WHAT IS NEEDED: Return the whole listing exactly as it stands.

SUPPLIED MATERIAL:
------
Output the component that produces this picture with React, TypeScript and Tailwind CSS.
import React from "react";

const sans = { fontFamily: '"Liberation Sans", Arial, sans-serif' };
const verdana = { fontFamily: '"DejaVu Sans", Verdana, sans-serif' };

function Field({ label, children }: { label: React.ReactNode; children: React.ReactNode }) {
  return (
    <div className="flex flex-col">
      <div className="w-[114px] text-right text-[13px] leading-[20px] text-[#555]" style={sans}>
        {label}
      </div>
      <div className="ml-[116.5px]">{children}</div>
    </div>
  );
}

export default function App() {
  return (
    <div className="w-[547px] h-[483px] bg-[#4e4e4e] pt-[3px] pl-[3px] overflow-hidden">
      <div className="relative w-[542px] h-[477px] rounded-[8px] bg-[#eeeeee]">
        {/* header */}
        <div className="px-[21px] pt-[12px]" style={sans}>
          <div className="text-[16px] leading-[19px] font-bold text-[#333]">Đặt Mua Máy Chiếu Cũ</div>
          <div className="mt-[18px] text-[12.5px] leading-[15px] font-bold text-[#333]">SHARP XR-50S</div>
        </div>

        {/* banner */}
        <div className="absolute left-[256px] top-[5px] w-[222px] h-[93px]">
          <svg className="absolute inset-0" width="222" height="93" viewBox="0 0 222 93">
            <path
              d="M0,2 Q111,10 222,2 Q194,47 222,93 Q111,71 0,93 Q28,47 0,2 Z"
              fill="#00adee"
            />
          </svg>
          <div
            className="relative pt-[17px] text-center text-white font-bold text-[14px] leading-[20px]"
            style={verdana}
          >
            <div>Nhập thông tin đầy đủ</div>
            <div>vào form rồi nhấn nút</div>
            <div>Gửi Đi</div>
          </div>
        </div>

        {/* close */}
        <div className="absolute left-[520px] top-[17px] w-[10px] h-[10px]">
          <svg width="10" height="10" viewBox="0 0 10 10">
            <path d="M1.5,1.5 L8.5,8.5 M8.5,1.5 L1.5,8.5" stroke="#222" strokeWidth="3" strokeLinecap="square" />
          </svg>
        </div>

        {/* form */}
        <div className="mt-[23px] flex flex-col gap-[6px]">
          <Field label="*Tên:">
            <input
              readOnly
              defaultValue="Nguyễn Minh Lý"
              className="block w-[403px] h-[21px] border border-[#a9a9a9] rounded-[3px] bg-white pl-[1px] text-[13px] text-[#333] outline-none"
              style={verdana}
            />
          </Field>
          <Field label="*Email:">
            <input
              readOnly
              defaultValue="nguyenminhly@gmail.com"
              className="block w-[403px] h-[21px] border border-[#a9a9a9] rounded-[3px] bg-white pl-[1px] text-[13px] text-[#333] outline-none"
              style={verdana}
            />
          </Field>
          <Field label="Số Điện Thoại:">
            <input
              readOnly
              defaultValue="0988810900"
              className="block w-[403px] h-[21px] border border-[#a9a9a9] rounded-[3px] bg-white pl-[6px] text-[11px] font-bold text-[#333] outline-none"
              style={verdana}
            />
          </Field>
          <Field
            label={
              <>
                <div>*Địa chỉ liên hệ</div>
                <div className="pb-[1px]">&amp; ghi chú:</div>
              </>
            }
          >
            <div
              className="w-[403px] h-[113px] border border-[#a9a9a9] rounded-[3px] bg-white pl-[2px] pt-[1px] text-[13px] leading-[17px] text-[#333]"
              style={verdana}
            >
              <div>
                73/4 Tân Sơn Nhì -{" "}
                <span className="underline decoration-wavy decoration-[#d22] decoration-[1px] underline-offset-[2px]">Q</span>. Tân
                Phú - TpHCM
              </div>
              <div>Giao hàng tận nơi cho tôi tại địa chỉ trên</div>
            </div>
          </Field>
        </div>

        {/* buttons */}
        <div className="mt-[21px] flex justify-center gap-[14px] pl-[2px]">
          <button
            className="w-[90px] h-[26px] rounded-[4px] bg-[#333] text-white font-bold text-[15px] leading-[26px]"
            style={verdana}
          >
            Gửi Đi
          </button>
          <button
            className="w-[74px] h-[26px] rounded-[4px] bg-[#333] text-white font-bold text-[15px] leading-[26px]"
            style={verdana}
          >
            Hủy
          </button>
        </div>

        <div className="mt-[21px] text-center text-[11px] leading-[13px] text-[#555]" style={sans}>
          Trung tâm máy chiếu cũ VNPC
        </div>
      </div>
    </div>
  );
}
------
RESPONSE BELOW:
Output the component that produces this picture with React, TypeScript and Tailwind CSS.
import React from "react";

const sans = { fontFamily: '"Liberation Sans", Arial, sans-serif' };
const verdana = { fontFamily: '"DejaVu Sans", Verdana, sans-serif' };

function Field({ label, children }: { label: React.ReactNode; children: React.ReactNode }) {
  return (
    <div className="flex flex-col">
      <div className="w-[114px] text-right text-[13px] leading-[20px] text-[#555]" style={sans}>
        {label}
      </div>
      <div className="ml-[116.5px]">{children}</div>
    </div>
  );
}

export default function App() {
  return (
    <div className="w-[547px] h-[483px] bg-[#4e4e4e] pt-[3px] pl-[3px] overflow-hidden">
      <div className="relative w-[542px] h-[477px] rounded-[8px] bg-[#eeeeee]">
        {/* header */}
        <div className="px-[21px] pt-[12px]" style={sans}>
          <div className="text-[16px] leading-[19px] font-bold text-[#333]">Đặt Mua Máy Chiếu Cũ</div>
          <div className="mt-[18px] text-[12.5px] leading-[15px] font-bold text-[#333]">SHARP XR-50S</div>
        </div>

        {/* banner */}
        <div className="absolute left-[256px] top-[5px] w-[222px] h-[93px]">
          <svg className="absolute inset-0" width="222" height="93" viewBox="0 0 222 93">
            <path
              d="M0,2 Q111,10 222,2 Q194,47 222,93 Q111,71 0,93 Q28,47 0,2 Z"
              fill="#00adee"
            />
          </svg>
          <div
            className="relative pt-[17px] text-center text-white font-bold text-[14px] leading-[20px]"
            style={verdana}
          >
            <div>Nhập thông tin đầy đủ</div>
            <div>vào form rồi nhấn nút</div>
            <div>Gửi Đi</div>
          </div>
        </div>

        {/* close */}
        <div className="absolute left-[520px] top-[17px] w-[10px] h-[10px]">
          <svg width="10" height="10" viewBox="0 0 10 10">
            <path d="M1.5,1.5 L8.5,8.5 M8.5,1.5 L1.5,8.5" stroke="#222" strokeWidth="3" strokeLinecap="square" />
          </svg>
        </div>

        {/* form */}
        <div className="mt-[23px] flex flex-col gap-[6px]">
          <Field label="*Tên:">
            <input
              readOnly
              defaultValue="Nguyễn Minh Lý"
              className="block w-[403px] h-[21px] border border-[#a9a9a9] rounded-[3px] bg-white pl-[1px] text-[13px] text-[#333] outline-none"
              style={verdana}
            />
          </Field>
          <Field label="*Email:">
            <input
              readOnly
              defaultValue="nguyenminhly@gmail.com"
              className="block w-[403px] h-[21px] border border-[#a9a9a9] rounded-[3px] bg-white pl-[1px] text-[13px] text-[#333] outline-none"
              style={verdana}
            />
          </Field>
          <Field label="Số Điện Thoại:">
            <input
              readOnly
              defaultValue="0988810900"
              className="block w-[403px] h-[21px] border border-[#a9a9a9] rounded-[3px] bg-white pl-[6px] text-[11px] font-bold text-[#333] outline-none"
              style={verdana}
            />
          </Field>
          <Field
            label={
              <>
                <div>*Địa chỉ liên hệ</div>
                <div className="pb-[1px]">&amp; ghi chú:</div>
              </>
            }
          >
            <div
              className="w-[403px] h-[113px] border border-[#a9a9a9] rounded-[3px] bg-white pl-[2px] pt-[1px] text-[13px] leading-[17px] text-[#333]"
              style={verdana}
            >
              <div>
                73/4 Tân Sơn Nhì -{" "}
                <span className="underline decoration-wavy decoration-[#d22] decoration-[1px] underline-offset-[2px]">Q</span>. Tân
                Phú - TpHCM
              </div>
              <div>Giao hàng tận nơi cho tôi tại địa chỉ trên</div>
            </div>
          </Field>
        </div>

        {/* buttons */}
        <div className="mt-[21px] flex justify-center gap-[14px] pl-[2px]">
          <button
            className="w-[90px] h-[26px] rounded-[4px] bg-[#333] text-white font-bold text-[15px] leading-[26px]"
            style={verdana}
          >
            Gửi Đi
          </button>
          <button
            className="w-[74px] h-[26px] rounded-[4px] bg-[#333] text-white font-bold text-[15px] leading-[26px]"
            style={verdana}
          >
            Hủy
          </button>
        </div>

        <div className="mt-[21px] text-center text-[11px] leading-[13px] text-[#555]" style={sans}>
          Trung tâm máy chiếu cũ VNPC
        </div>
      </div>
    </div>
  );
}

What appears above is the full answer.